Core and Facility compliance suites now pass. Other suites have
pre-existing regressions from Phases 1-8 still under investigation.
This commit is contained in:
2026-04-07 20:30:16 +02:00
parent d0991c58f6
commit 8f2c70e6f4
4 changed files with 142 additions and 20 deletions
+102 -11
View File
@@ -22,8 +22,8 @@ use crate::dictionary::{Dictionary, WordId};
use crate::ir::IrOp;
use crate::memory::{
CELL_SIZE, DATA_STACK_TOP, FLOAT_SIZE, FLOAT_STACK_BASE, FLOAT_STACK_TOP, INPUT_BUFFER_BASE,
INPUT_BUFFER_SIZE, RETURN_STACK_TOP, SYSVAR_BASE_VAR, SYSVAR_HERE, SYSVAR_NUM_TIB,
SYSVAR_STATE, SYSVAR_TO_IN,
INPUT_BUFFER_SIZE, RETURN_STACK_TOP, SYSVAR_BASE_VAR, SYSVAR_HERE, SYSVAR_LEAVE_FLAG,
SYSVAR_NUM_TIB, SYSVAR_STATE, SYSVAR_TO_IN,
};
use crate::optimizer::optimize;
@@ -2333,7 +2333,8 @@ impl ForthVM {
}
/// Register LEAVE as a host function.
/// Sets the loop index equal to the limit so the loop exits on next iteration.
/// Sets the loop index equal to the limit and sets the leave flag
/// so the loop exits on the next +LOOP/LOOP check.
fn register_leave(&mut self) -> anyhow::Result<()> {
let memory = self.memory;
let rsp = self.rsp;
@@ -2353,6 +2354,9 @@ impl ForthVM {
let data = memory.data_mut(&mut caller);
let bytes = limit.to_le_bytes();
data[index_addr..index_addr + 4].copy_from_slice(&bytes);
// Set leave flag so +LOOP exits even with step=0
data[SYSVAR_LEAVE_FLAG as usize..SYSVAR_LEAVE_FLAG as usize + 4]
.copy_from_slice(&1i32.to_le_bytes());
Ok(())
},
);
@@ -2907,12 +2911,16 @@ impl ForthVM {
self.user_here = *cell.lock().unwrap();
}
let data = self.memory.data(&self.store);
let mem_len = data.len() as u32;
let mem_here = u32::from_le_bytes(
data[SYSVAR_HERE as usize..SYSVAR_HERE as usize + 4]
.try_into()
.unwrap(),
);
if mem_here > self.user_here {
// Only accept mem_here if it's within valid memory bounds.
// A corrupted SYSVAR_HERE (e.g., from stack overflow into the sysvar area)
// would otherwise propagate as a garbage user_here.

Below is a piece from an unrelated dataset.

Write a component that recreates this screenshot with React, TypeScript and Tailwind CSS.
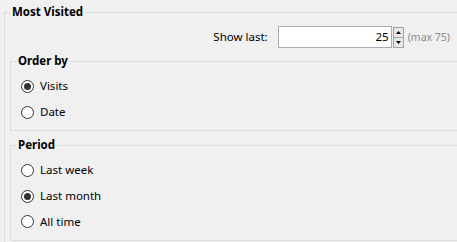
import React, { useState } from 'react';

const font = { fontFamily: '"Noto Sans", "Open Sans", sans-serif' };

const Radio = ({ checked }: { checked: boolean }) => (
  <svg width="13" height="13" viewBox="0 0 13 13" className="shrink-0">
    <circle cx="6.5" cy="6.5" r="6" fill="#ffffff" stroke="#333333" strokeWidth="1" />
    {checked && <circle cx="6.5" cy="6.5" r="3.5" fill="#333333" />}
  </svg>
);

const RadioRow = ({
  label,
  checked,
  onSelect,
  h = 'h-[26px]',
}: {
  label: string;
  checked: boolean;
  onSelect: () => void;
  h?: string;
}) => (
  <label className={`flex items-center gap-[6px] cursor-default ${h}`} onClick={onSelect}>
    <Radio checked={checked} />
    <span className="text-[11.5px] leading-[16px] text-black">{label}</span>
  </label>
);

const Spinner = () => (
  <div className="flex flex-col h-[21px] w-[11px] ml-[1px]">
    <div className="flex-1 flex items-center justify-center border border-[#a3a3a3] bg-[#e8e8e8]">
      <svg width="5" height="3" viewBox="0 0 5 3">
        <path d="M0 3 L2.5 0 L5 3 Z" fill="#000" />
      </svg>
    </div>
    <div className="flex-1 flex items-center justify-center border border-t-0 border-[#a3a3a3] bg-[#e8e8e8]">
      <svg width="5" height="3" viewBox="0 0 5 3">
        <path d="M0 0 L5 0 L2.5 3 Z" fill="#000" />
      </svg>
    </div>
  </div>
);

export default function App() {
  const [order, setOrder] = useState('visits');
  const [period, setPeriod] = useState('month');

  return (
    <div className="w-[457px] h-[242px] overflow-hidden bg-[#f0f0f0] pt-[4px] pl-[4px]" style={font}>
      <fieldset className="w-[470px] border border-[#dcdcdc] px-0 pb-[10px]">
        <legend className="ml-[5px] px-[2px] font-bold text-[11.5px] leading-[16px] text-black">
          Most Visited
        </legend>
        <div className="flex flex-col pl-[5px]">
          <div className="flex items-center justify-end pr-[23px] mt-[6px]">
            <span className="text-[11.5px] leading-[16px] text-black mr-[10px]">Show last:</span>
            <div className="w-[114px] h-[22px] border border-[#ababab] bg-white flex items-center justify-end pr-[2px]">
              <span className="text-[11.5px] leading-[16px] text-black">25</span>
            </div>
            <Spinner />
            <span className="ml-[4px] text-[10.5px] leading-[16px] text-[#8c8c8c]">(max 75)</span>
          </div>

          <fieldset className="mt-[5px] border border-[#dcdcdc] px-0 pb-[5px]">
            <legend className="ml-[5px] px-[2px] font-bold text-[11.5px] leading-[16px] text-black">
              Order by
            </legend>
            <div className="flex flex-col pl-[10px] pt-[4px]">
              <RadioRow label="Visits" checked={order === 'visits'} onSelect={() => setOrder('visits')} />
              <RadioRow label="Date" checked={order === 'date'} onSelect={() => setOrder('date')} />
            </div>
          </fieldset>

          <fieldset className="mt-[6px] border border-[#dcdcdc] px-0 pb-[6px]">
            <legend className="ml-[5px] px-[2px] font-bold text-[11.5px] leading-[16px] text-black">
              Period
            </legend>
            <div className="flex flex-col pl-[10px] pt-[4px]">
              <RadioRow label="Last week" checked={period === 'week'} onSelect={() => setPeriod('week')} />
              <RadioRow label="Last month" checked={period === 'month'} onSelect={() => setPeriod('month')} />
              <RadioRow label="All time" h="h-[25px]" checked={period === 'all'} onSelect={() => setPeriod('all')} />
            </div>
          </fieldset>
        </div>
      </fieldset>
    </div>
  );
}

if mem_here > self.user_here && mem_here < mem_len {
self.user_here = mem_here;
if let Some(ref cell) = self.here_cell {
*cell.lock().unwrap() = mem_here;
@@ -3323,14 +3331,55 @@ impl ForthVM {
self.input_buffer = s;
self.input_pos = 0;
// Interpret
while let Some(token) = self.next_token() {
self.interpret_token(&token)?;
// Sync input buffer, >IN, and #TIB to WASM (for SOURCE and WORD)
{
let bytes = self.input_buffer.as_bytes();
let len = bytes.len().min(INPUT_BUFFER_SIZE as usize);
let data = self.memory.data_mut(&mut self.store);
data[INPUT_BUFFER_BASE as usize..INPUT_BUFFER_BASE as usize + len]
.copy_from_slice(&bytes[..len]);
data[SYSVAR_TO_IN as usize..SYSVAR_TO_IN as usize + 4]
.copy_from_slice(&0u32.to_le_bytes());
data[SYSVAR_NUM_TIB as usize..SYSVAR_NUM_TIB as usize + 4]
.copy_from_slice(&(len as u32).to_le_bytes());
}
// Restore input state
// Interpret with >IN sync (supports >IN manipulation)
while let Some(token) = self.next_token() {
{
let data = self.memory.data_mut(&mut self.store);
data[SYSVAR_TO_IN as usize..SYSVAR_TO_IN as usize + 4]
.copy_from_slice(&(self.input_pos as u32).to_le_bytes());
}
let wasm_to_in_before = self.input_pos;
self.interpret_token(&token)?;
let data = self.memory.data(&self.store);
let b: [u8; 4] = data[SYSVAR_TO_IN as usize..SYSVAR_TO_IN as usize + 4]
.try_into()
.unwrap();
let wasm_to_in = u32::from_le_bytes(b) as usize;
if wasm_to_in != wasm_to_in_before {
self.input_pos = wasm_to_in;
}
if self.input_pos >= self.input_buffer.len() {
break;
}
}
// Restore input state and sync back to WASM
self.input_buffer = saved_buffer;
self.input_pos = saved_pos;
{
let bytes = self.input_buffer.as_bytes();
let len = bytes.len().min(INPUT_BUFFER_SIZE as usize);
let data = self.memory.data_mut(&mut self.store);
data[INPUT_BUFFER_BASE as usize..INPUT_BUFFER_BASE as usize + len]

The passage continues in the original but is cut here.